Dataset records:
________
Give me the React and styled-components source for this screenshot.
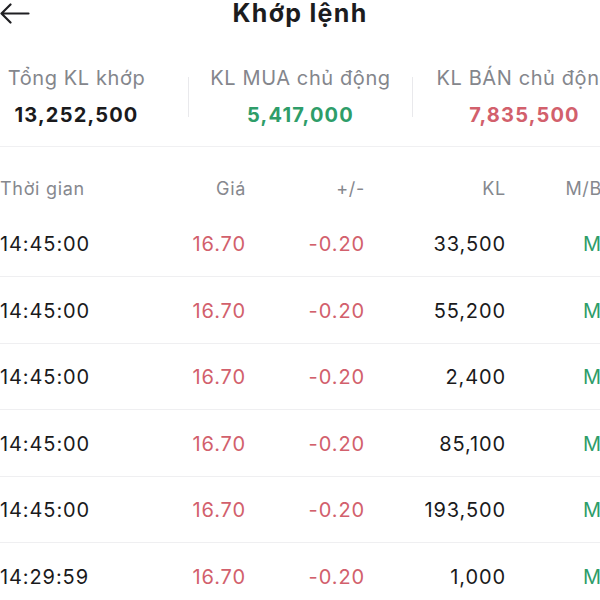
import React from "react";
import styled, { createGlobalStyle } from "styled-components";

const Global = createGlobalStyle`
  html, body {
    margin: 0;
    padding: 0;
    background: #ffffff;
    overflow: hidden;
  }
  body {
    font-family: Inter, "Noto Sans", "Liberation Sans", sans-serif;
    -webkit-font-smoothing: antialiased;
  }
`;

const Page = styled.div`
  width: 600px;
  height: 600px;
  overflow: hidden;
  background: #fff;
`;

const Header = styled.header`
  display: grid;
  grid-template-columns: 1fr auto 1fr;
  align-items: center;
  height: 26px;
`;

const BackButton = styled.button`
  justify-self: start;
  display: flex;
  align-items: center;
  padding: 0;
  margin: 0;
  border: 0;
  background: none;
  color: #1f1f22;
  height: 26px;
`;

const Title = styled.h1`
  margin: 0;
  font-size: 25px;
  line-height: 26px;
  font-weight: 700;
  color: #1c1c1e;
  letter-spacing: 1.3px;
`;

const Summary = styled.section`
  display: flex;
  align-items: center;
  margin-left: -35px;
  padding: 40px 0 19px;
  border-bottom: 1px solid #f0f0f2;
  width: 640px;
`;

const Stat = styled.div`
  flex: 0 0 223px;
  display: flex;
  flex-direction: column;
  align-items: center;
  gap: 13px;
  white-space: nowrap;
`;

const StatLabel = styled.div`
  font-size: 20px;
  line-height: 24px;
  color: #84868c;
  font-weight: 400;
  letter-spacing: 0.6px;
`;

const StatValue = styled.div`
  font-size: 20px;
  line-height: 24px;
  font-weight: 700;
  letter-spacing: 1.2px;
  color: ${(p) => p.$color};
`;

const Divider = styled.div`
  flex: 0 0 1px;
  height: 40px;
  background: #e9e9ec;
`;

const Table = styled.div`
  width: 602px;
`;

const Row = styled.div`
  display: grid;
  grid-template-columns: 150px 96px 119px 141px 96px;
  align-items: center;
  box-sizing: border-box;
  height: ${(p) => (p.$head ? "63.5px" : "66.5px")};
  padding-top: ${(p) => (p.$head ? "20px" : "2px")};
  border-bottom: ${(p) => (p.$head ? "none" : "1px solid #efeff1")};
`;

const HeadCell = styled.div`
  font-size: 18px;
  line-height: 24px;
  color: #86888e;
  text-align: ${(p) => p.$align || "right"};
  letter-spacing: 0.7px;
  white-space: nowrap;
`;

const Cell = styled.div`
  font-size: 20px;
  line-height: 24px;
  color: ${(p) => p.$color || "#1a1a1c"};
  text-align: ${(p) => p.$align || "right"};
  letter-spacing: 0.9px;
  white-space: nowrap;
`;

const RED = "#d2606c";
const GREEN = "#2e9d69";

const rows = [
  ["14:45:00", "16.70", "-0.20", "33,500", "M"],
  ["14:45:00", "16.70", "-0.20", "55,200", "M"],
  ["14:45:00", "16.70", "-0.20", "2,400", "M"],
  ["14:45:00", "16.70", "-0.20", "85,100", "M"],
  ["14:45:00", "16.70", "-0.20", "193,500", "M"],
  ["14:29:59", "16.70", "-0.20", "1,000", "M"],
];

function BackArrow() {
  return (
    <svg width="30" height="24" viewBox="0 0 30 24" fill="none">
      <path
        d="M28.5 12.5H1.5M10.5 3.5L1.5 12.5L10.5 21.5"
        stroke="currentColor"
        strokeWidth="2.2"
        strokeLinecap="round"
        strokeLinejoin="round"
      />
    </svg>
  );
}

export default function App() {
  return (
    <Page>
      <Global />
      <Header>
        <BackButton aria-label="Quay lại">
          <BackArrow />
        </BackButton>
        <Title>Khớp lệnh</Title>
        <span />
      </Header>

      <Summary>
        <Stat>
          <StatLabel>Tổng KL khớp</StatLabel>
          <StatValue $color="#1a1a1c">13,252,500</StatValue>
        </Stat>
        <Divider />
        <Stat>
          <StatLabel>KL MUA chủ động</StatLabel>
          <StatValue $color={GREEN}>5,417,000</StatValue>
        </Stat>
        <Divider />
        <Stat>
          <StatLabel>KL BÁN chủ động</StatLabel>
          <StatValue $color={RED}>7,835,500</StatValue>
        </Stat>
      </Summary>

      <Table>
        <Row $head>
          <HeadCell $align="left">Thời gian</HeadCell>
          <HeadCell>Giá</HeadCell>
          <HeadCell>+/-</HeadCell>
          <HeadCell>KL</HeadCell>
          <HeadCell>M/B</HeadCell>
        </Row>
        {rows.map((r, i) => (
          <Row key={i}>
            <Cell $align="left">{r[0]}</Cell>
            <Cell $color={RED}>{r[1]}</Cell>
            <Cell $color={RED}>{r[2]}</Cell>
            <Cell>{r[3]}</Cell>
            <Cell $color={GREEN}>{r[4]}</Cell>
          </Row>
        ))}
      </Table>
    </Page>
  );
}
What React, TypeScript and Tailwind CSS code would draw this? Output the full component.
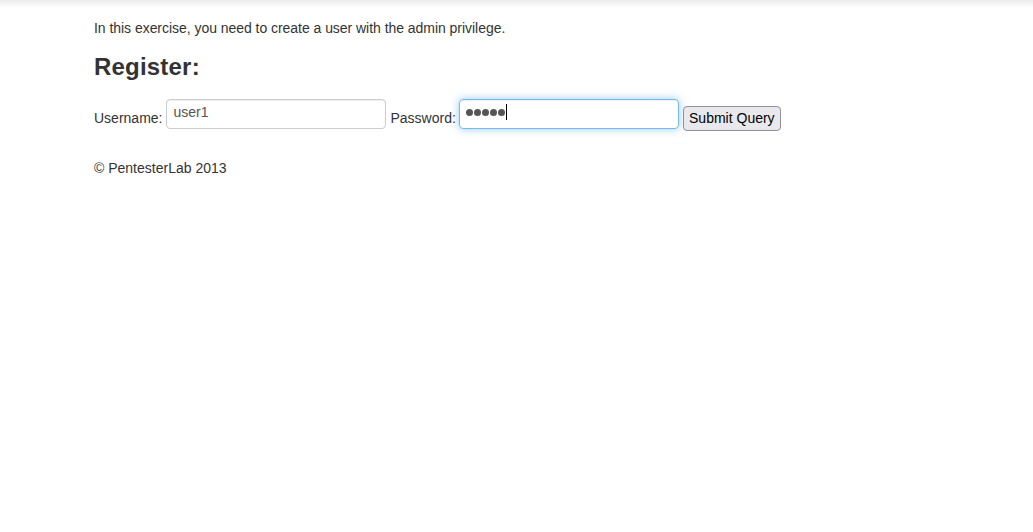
________
### [YOUR OBJECTIVE]
Every line above should be returned exactly; the pictures stay out.

### [FINISHED EXERCISE]
Give me the React and styled-components source for this screenshot.
import React from "react";
import styled, { createGlobalStyle } from "styled-components";

const Global = createGlobalStyle`
  html, body {
    margin: 0;
    padding: 0;
    background: #ffffff;
    overflow: hidden;
  }
  body {
    font-family: Inter, "Noto Sans", "Liberation Sans", sans-serif;
    -webkit-font-smoothing: antialiased;
  }
`;

const Page = styled.div`
  width: 600px;
  height: 600px;
  overflow: hidden;
  background: #fff;
`;

const Header = styled.header`
  display: grid;
  grid-template-columns: 1fr auto 1fr;
  align-items: center;
  height: 26px;
`;

const BackButton = styled.button`
  justify-self: start;
  display: flex;
  align-items: center;
  padding: 0;
  margin: 0;
  border: 0;
  background: none;
  color: #1f1f22;
  height: 26px;
`;

const Title = styled.h1`
  margin: 0;
  font-size: 25px;
  line-height: 26px;
  font-weight: 700;
  color: #1c1c1e;
  letter-spacing: 1.3px;
`;

const Summary = styled.section`
  display: flex;
  align-items: center;
  margin-left: -35px;
  padding: 40px 0 19px;
  border-bottom: 1px solid #f0f0f2;
  width: 640px;
`;

const Stat = styled.div`
  flex: 0 0 223px;
  display: flex;
  flex-direction: column;
  align-items: center;
  gap: 13px;
  white-space: nowrap;
`;

const StatLabel = styled.div`
  font-size: 20px;
  line-height: 24px;
  color: #84868c;
  font-weight: 400;
  letter-spacing: 0.6px;
`;

const StatValue = styled.div`
  font-size: 20px;
  line-height: 24px;
  font-weight: 700;
  letter-spacing: 1.2px;
  color: ${(p) => p.$color};
`;

const Divider = styled.div`
  flex: 0 0 1px;
  height: 40px;
  background: #e9e9ec;
`;

const Table = styled.div`
  width: 602px;
`;

const Row = styled.div`
  display: grid;
  grid-template-columns: 150px 96px 119px 141px 96px;
  align-items: center;
  box-sizing: border-box;
  height: ${(p) => (p.$head ? "63.5px" : "66.5px")};
  padding-top: ${(p) => (p.$head ? "20px" : "2px")};
  border-bottom: ${(p) => (p.$head ? "none" : "1px solid #efeff1")};
`;

const HeadCell = styled.div`
  font-size: 18px;
  line-height: 24px;
  color: #86888e;
  text-align: ${(p) => p.$align || "right"};
  letter-spacing: 0.7px;
  white-space: nowrap;
`;

const Cell = styled.div`
  font-size: 20px;
  line-height: 24px;
  color: ${(p) => p.$color || "#1a1a1c"};
  text-align: ${(p) => p.$align || "right"};
  letter-spacing: 0.9px;
  white-space: nowrap;
`;

const RED = "#d2606c";
const GREEN = "#2e9d69";

const rows = [
  ["14:45:00", "16.70", "-0.20", "33,500", "M"],
  ["14:45:00", "16.70", "-0.20", "55,200", "M"],
  ["14:45:00", "16.70", "-0.20", "2,400", "M"],
  ["14:45:00", "16.70", "-0.20", "85,100", "M"],
  ["14:45:00", "16.70", "-0.20", "193,500", "M"],
  ["14:29:59", "16.70", "-0.20", "1,000", "M"],
];

function BackArrow() {
  return (
    <svg width="30" height="24" viewBox="0 0 30 24" fill="none">
      <path
        d="M28.5 12.5H1.5M10.5 3.5L1.5 12.5L10.5 21.5"
        stroke="currentColor"
        strokeWidth="2.2"
        strokeLinecap="round"
        strokeLinejoin="round"
      />
    </svg>
  );
}

export default function App() {
  return (
    <Page>
      <Global />
      <Header>
        <BackButton aria-label="Quay lại">
          <BackArrow />
        </BackButton>
        <Title>Khớp lệnh</Title>
        <span />
      </Header>

      <Summary>
        <Stat>
          <StatLabel>Tổng KL khớp</StatLabel>
          <StatValue $color="#1a1a1c">13,252,500</StatValue>
        </Stat>
        <Divider />
        <Stat>
          <StatLabel>KL MUA chủ động</StatLabel>
          <StatValue $color={GREEN}>5,417,000</StatValue>
        </Stat>
        <Divider />
        <Stat>
          <StatLabel>KL BÁN chủ động</StatLabel>
          <StatValue $color={RED}>7,835,500</StatValue>
        </Stat>
      </Summary>

      <Table>
        <Row $head>
          <HeadCell $align="left">Thời gian</HeadCell>
          <HeadCell>Giá</HeadCell>
          <HeadCell>+/-</HeadCell>
          <HeadCell>KL</HeadCell>
          <HeadCell>M/B</HeadCell>
        </Row>
        {rows.map((r, i) => (
          <Row key={i}>
            <Cell $align="left">{r[0]}</Cell>
            <Cell $color={RED}>{r[1]}</Cell>
            <Cell $color={RED}>{r[2]}</Cell>
            <Cell>{r[3]}</Cell>
            <Cell $color={GREEN}>{r[4]}</Cell>
          </Row>
        ))}
      </Table>
    </Page>
  );
}
What React, TypeScript and Tailwind CSS code would draw this? Output the full component.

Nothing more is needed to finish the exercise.